<<<<
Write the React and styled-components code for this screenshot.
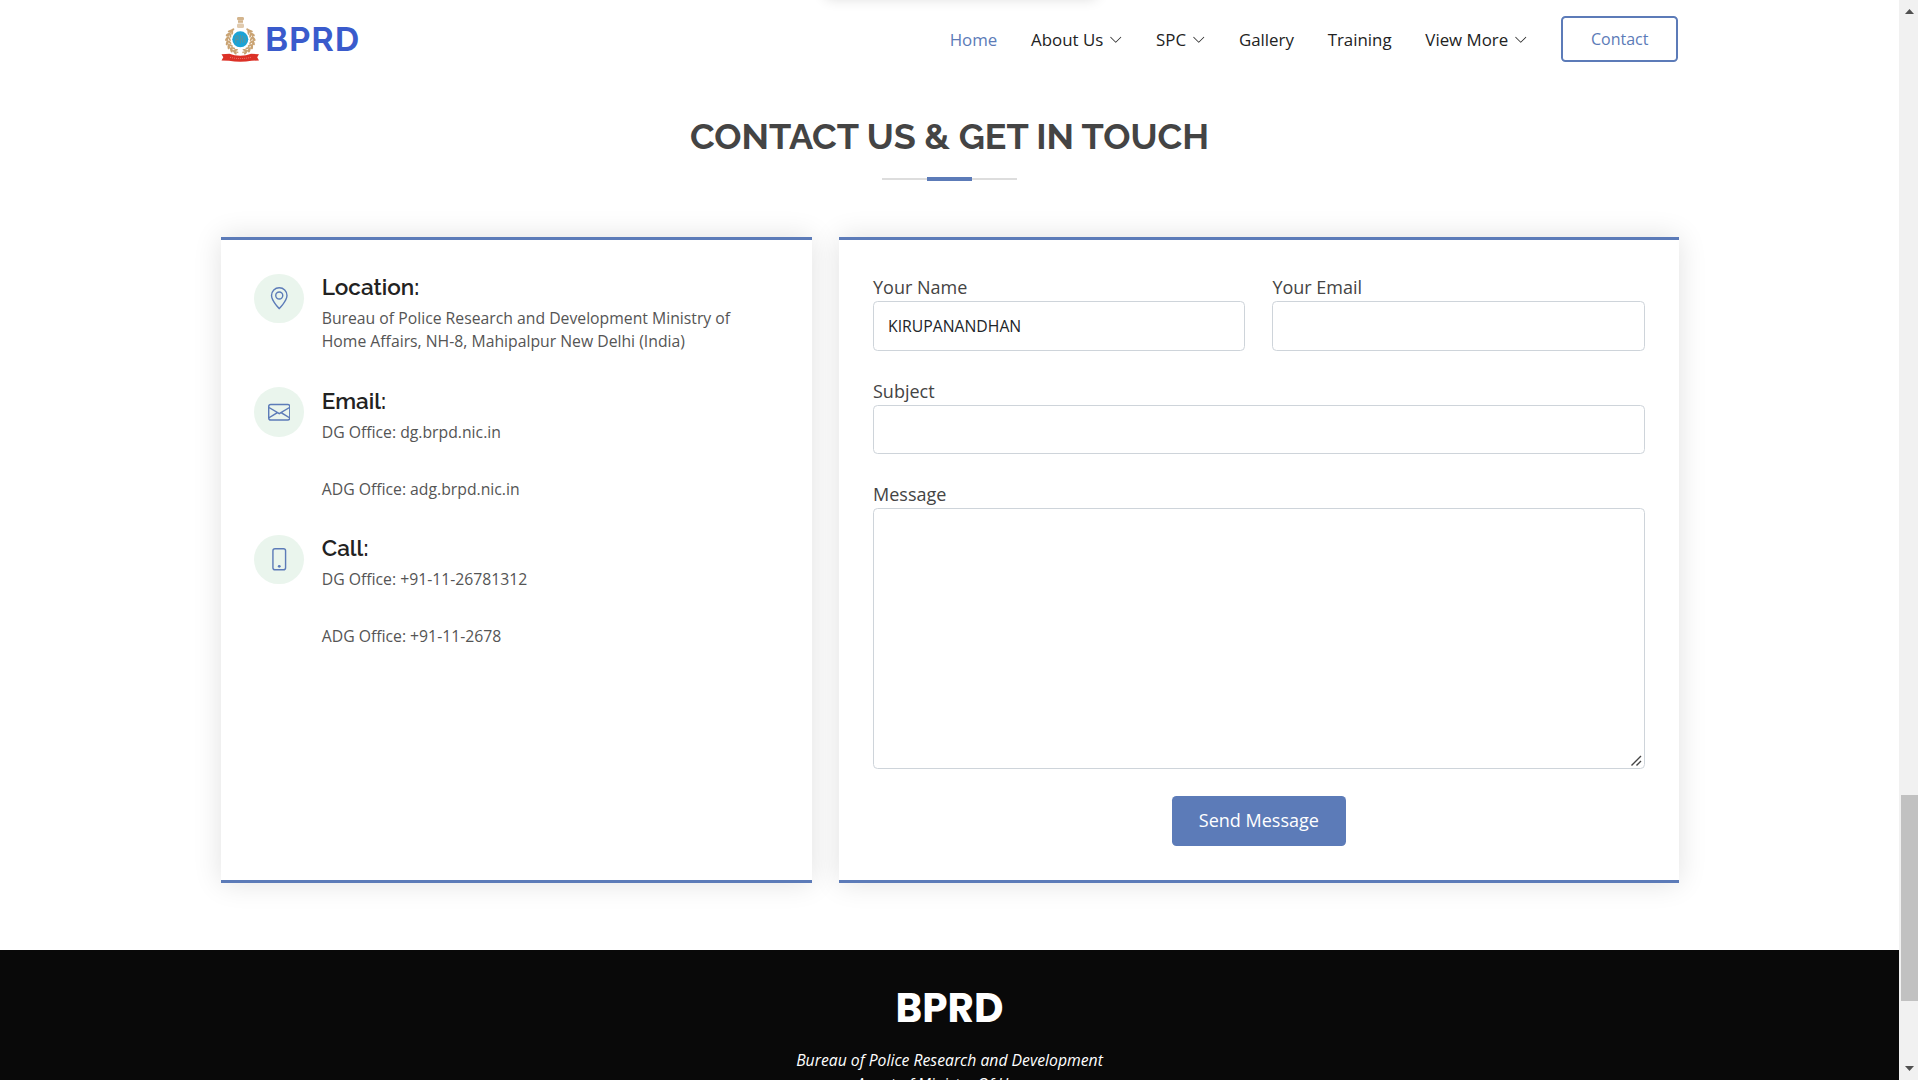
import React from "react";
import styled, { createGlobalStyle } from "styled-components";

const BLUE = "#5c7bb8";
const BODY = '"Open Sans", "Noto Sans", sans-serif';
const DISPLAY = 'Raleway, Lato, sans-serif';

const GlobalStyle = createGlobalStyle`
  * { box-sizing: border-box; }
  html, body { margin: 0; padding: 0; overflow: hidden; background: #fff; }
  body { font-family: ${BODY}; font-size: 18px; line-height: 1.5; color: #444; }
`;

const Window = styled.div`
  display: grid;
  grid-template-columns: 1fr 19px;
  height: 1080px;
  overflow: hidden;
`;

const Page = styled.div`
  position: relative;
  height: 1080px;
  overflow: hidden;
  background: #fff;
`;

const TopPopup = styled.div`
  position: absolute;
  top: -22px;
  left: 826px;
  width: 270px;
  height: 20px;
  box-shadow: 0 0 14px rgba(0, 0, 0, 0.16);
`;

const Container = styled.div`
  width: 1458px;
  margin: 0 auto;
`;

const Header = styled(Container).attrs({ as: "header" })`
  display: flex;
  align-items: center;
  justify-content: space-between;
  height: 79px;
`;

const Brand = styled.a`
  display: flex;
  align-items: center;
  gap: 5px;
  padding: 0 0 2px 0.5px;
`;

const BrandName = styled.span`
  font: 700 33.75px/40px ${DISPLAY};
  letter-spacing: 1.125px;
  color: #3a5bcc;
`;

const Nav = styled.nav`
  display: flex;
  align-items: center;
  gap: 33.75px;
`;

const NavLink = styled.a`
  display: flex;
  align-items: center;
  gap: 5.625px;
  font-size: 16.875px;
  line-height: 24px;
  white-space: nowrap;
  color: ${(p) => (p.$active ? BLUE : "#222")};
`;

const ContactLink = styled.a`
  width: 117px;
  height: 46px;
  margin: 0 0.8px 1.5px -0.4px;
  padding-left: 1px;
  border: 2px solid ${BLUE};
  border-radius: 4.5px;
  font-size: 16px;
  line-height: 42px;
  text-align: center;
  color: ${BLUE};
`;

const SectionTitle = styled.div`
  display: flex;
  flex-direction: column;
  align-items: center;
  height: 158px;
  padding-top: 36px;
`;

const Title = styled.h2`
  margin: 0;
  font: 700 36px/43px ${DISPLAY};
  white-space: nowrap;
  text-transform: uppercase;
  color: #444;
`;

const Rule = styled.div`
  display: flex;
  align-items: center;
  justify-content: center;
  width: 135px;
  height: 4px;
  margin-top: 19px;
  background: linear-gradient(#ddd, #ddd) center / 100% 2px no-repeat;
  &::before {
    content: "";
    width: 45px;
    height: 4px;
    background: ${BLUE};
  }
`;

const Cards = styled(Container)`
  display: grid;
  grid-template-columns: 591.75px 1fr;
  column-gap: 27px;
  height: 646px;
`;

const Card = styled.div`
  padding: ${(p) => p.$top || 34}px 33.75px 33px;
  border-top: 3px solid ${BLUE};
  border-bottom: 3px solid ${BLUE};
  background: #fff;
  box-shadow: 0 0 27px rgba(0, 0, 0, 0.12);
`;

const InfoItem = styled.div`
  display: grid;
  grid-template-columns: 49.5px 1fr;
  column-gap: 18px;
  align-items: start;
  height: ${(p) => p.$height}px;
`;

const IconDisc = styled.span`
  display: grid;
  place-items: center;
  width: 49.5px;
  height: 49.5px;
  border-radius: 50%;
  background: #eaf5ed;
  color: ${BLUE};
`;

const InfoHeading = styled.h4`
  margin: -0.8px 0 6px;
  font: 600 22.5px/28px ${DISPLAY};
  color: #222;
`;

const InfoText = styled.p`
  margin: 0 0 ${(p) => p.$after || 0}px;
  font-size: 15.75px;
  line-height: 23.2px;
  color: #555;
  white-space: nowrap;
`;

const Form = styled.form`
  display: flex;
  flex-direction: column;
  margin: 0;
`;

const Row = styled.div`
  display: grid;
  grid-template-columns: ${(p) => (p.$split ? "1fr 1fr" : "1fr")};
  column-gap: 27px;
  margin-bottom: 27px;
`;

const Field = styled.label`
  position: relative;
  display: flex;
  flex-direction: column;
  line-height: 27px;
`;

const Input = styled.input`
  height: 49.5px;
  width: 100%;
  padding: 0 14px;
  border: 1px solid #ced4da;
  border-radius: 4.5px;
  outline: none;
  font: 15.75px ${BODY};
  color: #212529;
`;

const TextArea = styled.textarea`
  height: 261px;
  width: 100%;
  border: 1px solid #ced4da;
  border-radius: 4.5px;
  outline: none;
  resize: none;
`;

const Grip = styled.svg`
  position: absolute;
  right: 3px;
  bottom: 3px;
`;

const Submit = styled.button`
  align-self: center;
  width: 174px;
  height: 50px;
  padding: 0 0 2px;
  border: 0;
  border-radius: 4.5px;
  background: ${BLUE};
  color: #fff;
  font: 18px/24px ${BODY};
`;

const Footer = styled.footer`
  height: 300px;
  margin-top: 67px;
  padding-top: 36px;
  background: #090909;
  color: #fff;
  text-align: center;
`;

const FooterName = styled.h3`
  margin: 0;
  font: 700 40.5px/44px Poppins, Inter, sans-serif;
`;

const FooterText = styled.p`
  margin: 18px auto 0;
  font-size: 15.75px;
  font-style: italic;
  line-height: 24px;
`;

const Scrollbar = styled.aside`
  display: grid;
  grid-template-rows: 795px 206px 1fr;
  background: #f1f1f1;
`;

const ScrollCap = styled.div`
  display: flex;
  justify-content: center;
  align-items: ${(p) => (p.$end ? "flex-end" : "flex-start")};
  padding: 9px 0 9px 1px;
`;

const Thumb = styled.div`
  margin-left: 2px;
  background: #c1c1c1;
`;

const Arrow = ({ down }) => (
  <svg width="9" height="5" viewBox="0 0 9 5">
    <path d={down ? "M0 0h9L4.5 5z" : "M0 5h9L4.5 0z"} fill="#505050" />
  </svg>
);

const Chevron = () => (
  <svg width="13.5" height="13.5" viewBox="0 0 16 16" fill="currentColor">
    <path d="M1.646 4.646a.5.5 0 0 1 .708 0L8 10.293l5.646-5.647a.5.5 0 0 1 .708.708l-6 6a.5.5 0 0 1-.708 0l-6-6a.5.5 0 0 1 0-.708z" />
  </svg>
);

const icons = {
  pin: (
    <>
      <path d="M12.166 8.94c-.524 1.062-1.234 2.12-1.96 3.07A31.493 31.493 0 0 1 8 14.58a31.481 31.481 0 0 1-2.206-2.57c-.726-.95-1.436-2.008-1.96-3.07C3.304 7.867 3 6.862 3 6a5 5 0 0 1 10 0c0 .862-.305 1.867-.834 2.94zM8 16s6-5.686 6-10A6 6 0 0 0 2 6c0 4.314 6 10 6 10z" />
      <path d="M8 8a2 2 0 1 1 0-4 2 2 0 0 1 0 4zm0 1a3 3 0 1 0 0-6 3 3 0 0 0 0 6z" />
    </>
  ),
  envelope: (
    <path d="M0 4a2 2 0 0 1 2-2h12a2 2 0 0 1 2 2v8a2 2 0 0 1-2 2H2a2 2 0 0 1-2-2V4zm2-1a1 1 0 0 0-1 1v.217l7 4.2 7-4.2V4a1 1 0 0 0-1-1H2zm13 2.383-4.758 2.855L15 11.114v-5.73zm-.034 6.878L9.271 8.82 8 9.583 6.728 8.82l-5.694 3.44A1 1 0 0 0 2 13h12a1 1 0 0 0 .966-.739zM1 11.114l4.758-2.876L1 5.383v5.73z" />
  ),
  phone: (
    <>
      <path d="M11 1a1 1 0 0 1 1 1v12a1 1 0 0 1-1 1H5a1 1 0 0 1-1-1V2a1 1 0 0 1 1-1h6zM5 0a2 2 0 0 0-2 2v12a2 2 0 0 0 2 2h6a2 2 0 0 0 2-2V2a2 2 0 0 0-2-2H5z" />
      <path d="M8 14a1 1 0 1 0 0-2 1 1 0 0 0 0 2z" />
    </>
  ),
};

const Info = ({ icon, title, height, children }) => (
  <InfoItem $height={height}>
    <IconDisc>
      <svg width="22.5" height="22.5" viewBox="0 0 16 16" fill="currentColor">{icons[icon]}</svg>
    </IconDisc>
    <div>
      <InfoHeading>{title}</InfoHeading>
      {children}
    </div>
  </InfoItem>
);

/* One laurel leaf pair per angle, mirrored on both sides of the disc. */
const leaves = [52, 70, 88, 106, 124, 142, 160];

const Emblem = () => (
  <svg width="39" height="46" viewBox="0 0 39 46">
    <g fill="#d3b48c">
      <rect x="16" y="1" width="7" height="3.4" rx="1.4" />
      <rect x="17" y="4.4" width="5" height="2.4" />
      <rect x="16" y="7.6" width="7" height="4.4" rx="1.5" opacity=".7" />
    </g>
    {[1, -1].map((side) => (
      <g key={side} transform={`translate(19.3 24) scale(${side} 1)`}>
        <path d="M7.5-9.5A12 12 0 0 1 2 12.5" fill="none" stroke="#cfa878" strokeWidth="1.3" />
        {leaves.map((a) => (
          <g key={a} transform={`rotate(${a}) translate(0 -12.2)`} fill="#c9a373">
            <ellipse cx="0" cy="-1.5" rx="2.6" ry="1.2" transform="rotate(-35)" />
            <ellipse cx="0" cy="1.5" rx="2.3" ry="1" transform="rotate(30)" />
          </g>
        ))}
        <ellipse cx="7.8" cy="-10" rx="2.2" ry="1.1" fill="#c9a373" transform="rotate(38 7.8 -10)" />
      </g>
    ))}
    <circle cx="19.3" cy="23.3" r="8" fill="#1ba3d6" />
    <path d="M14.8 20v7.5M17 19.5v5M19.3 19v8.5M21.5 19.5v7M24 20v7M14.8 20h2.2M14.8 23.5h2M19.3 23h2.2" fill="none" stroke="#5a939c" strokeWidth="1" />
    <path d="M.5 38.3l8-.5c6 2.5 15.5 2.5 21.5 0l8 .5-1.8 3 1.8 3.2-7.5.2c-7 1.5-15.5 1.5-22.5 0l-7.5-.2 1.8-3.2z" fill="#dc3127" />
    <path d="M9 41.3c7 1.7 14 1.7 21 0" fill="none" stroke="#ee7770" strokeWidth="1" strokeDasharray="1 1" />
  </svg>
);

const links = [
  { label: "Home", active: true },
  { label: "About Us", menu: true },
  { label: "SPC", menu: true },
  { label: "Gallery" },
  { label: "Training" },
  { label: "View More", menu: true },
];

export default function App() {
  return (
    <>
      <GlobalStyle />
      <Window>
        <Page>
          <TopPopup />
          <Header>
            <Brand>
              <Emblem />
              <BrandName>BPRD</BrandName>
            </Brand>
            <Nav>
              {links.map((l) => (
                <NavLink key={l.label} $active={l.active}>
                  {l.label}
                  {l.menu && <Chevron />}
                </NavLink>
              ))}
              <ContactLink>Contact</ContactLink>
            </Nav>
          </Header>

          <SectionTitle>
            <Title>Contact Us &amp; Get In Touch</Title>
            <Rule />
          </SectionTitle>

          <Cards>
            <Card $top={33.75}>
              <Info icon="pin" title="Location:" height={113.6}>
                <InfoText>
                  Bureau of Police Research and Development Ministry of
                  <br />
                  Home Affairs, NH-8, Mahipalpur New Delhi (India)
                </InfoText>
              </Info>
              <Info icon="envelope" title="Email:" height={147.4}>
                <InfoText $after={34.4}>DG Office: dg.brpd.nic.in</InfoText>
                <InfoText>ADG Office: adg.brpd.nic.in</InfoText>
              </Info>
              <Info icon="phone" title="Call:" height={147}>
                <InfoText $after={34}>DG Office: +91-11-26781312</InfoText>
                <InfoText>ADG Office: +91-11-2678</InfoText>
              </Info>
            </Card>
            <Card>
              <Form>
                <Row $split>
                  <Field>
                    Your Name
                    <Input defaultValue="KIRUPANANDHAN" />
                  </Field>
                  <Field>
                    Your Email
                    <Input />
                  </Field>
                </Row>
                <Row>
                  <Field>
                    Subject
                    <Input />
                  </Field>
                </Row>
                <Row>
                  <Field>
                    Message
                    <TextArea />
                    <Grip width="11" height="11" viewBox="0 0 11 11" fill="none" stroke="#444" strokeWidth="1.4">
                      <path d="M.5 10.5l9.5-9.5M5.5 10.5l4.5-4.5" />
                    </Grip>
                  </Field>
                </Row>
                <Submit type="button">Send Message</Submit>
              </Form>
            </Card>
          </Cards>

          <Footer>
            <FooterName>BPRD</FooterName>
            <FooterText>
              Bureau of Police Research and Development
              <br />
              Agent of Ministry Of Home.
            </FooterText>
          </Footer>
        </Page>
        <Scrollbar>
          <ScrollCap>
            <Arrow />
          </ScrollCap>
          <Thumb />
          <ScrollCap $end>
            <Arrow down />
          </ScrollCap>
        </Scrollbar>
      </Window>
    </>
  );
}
>>>>
__Stated task__.
The lines from the top of the data above through the one holding "const DISPLAY = 'Raleway, Lato, sans-serif';" are to be repeated exactly, and only those, with no pictures.

__Final answer__.
Write the React and styled-components code for this screenshot.
import React from "react";
import styled, { createGlobalStyle } from "styled-components";

const BLUE = "#5c7bb8";
const BODY = '"Open Sans", "Noto Sans", sans-serif';
const DISPLAY = 'Raleway, Lato, sans-serif';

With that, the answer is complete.